In P2P-based virtual environments, the efficient distribution and management of avatar and object states remains a highly challenging issue since objects change their states, but less frequently their positions, while avatars frequently change their positions in the VE. The characteristic differences between objects and avatars generally lead P2P VE systems to focus on, and manage only, one of them. We finally addressed this issue, and proposed as a data architecture a twofold approach to data management in P2P-based VEs. Our system combines a structured P2P overlay used for object state management with a triangulation overlay used for avatar state and group membership management. Our system avoids overloading a given manager when avatar clustering occurs by using a flexible overlay for avatar management, while preventing unnecessary entity data transfer between managers by using a more stable assignment of objects to managers independently from avatars' positions in the VE.
Distributed Hash Tables provide a scalable way of indexing shared data items in P2P systems. The scalability of DHTs mainly relies on the mechanism by which the system's load is fairly balanced among all participating nodes. This is usually achieved through a uniform hash function that randomly maps data items to nodes in the DHT. While this scheme provides item-balancing guarantees, it fails in balancing the actual load of the system by (1) making the simplifying assumption that all items are equally popular, i.e., they incur the same query-load on their hosting nodes, and (2) assuming that all nodes have comparable capacities.
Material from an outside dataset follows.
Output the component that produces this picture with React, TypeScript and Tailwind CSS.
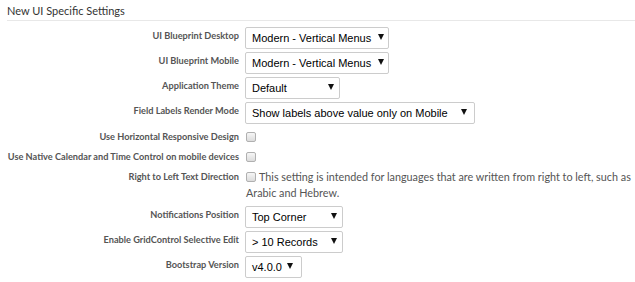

We addressed this issue by considering a more practical characterization of a system's load, and proposed a load balancing mechanism that takes into account data (un)popularity and node heterogeneity. The notion of load is first redefined in terms of the number of queries per time frame. Load is then balanced by dynamically adjusting the DHT structure so that it best captures node capacities and query-load distributions over data items. We also evaluated our solution in the context of ring-based DHT structures and showed its performance gain over basic DHT load balancing schemes.